For the 2025 fiscal year the company reported net income of $115.4 million, down 46 percent from $215.6 million the year before. On May 7, 2026, Upwork announced its second layoff of 25% of its workforce within two years. Its shares fell roughly 19 percent over the following five trading sessions, extending a decline of more than 50 percent over the previous 52 weeks. In the second quarter of 2026, Upwork reported year-over-year declines in gross services volume, revenue and active clients.

== Service and business model ==
Businesses and individuals connect through the Upwork platform to conduct business. Clients post a description of their job and a price range they are willing to pay for a freelancer to complete it. The client may invite specific freelancers to apply for their jobs, or post the job for any freelancer who is interested to apply. Once the client has chosen who they want to complete the job, they hire that freelancer by sending a contract with set hours, pay rate, and a deadline for the work to be completed. Freelancers are also required to purchase "connects" in order to be able to bid for jobs.

=== Fees ===
Until 2016, Upwork charged freelancers a flat fee of 10 percent of their earnings. In May 2016 the company replaced it with a sliding scale based on a freelancer's lifetime billings to each client: 20 percent on the first $500, 10 percent on billings up to $10,000, and 5 percent beyond that, with a separate 2.75 percent payment-processing charge for clients. Chief executive Stephane Kasriel said the change was meant to encourage longer-term projects and that the company was losing money on smaller jobs. Freelancers protested on Twitter and Reddit. In a survey of 226 freelancers posted in Upwork's online community, nearly 78 percent said their average contract per client was under $500, meaning their fees would double.

== Account suspensions ==
In March 2017, Upwork reported 14 million users in 180 countries with US$1 billion in annual freelancer billings. In 2020, the company purged 1.8 million freelancers, many of whom were rated as "less skilled" or had lower rankings on the platform, as it focused on serving Fortune 500 companies.

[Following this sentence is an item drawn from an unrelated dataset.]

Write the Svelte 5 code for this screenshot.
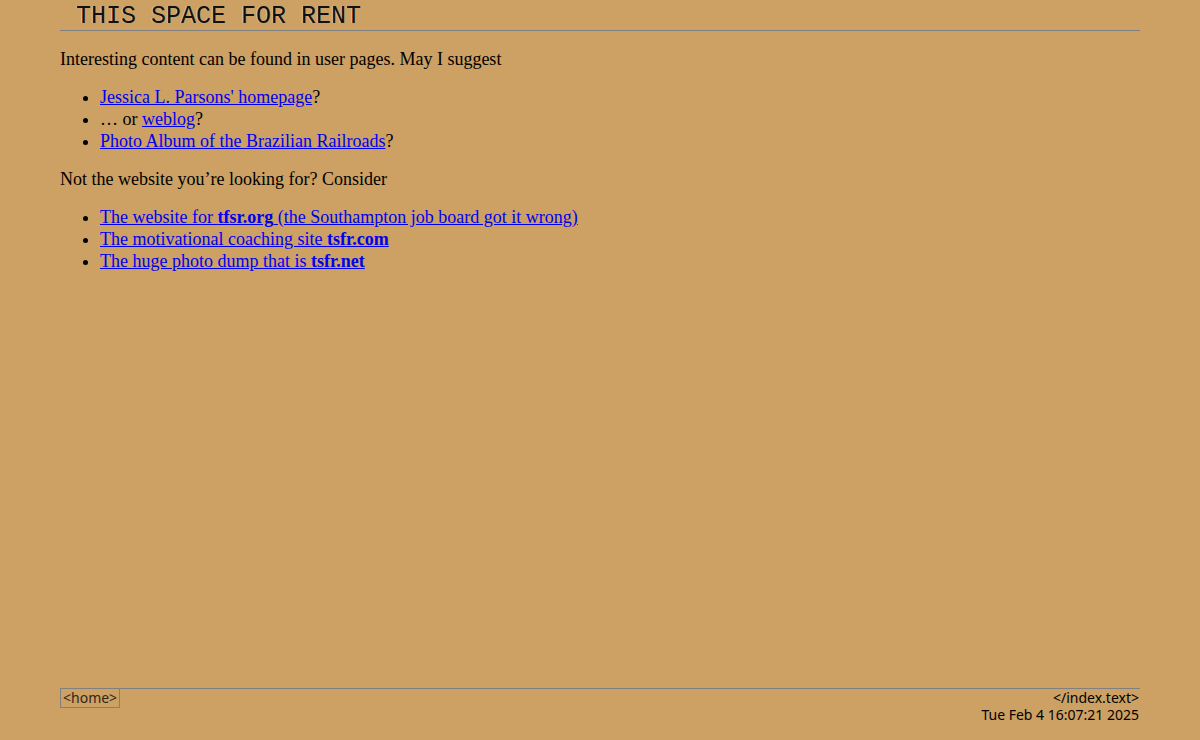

On March 7, 2022, Upwork started suspending operations for freelancers and clients in Russia and Belarus as a sanction following Russia's invasion of Ukraine in February 2022. Existing contracts were allowed to run only until May 1, 2022.

In July 2025, Ukrainian media reported that Upwork had begun mass-suspending the accounts of Ukrainian freelancers and companies after identity-verification checks, without an option to appeal, and that the platform had closed its official communication channels and community forum for Ukrainian users. Ukraine's minister of digital transformation, Mykhailo Fedorov, said his ministry was looking into the issue. At the end of July, after the ministry prepared an appeal to the company, Fedorov said Upwork had begun unblocking the accounts.

== Security and fraud ==
In 2009, a hacker breached Elance and obtained the personal details of more than 1.3 million registered users including names, addresses, passwords, and associated email account data.

In a 2024 Mashable feature, the writer Justin Caffier described losing $475 to a fake-client scheme that exploited the pressure on new freelancers to build up the platform's "Job Success Score" rating. In June 2026, the Five Eyes intelligence alliance warned that Chinese state actors were using LinkedIn, Indeed and Upwork to pose as recruiters and target people with access to sensitive government information.

== Working conditions ==
A 2023 Rest of World profile followed a South African copywriter who worked up to 20 hours per day across time zones to sustain her income on Upwork.

In March 2025, Inc. reported that a United States Department of Labor investigation into the data-labeling company Scale AI, which recruits contract workers through Upwork, had extended to Upwork and the staffing company HireArt. The investigation concerned alleged unpaid wages, worker misclassification and retaliation under the Fair Labor Standards Act.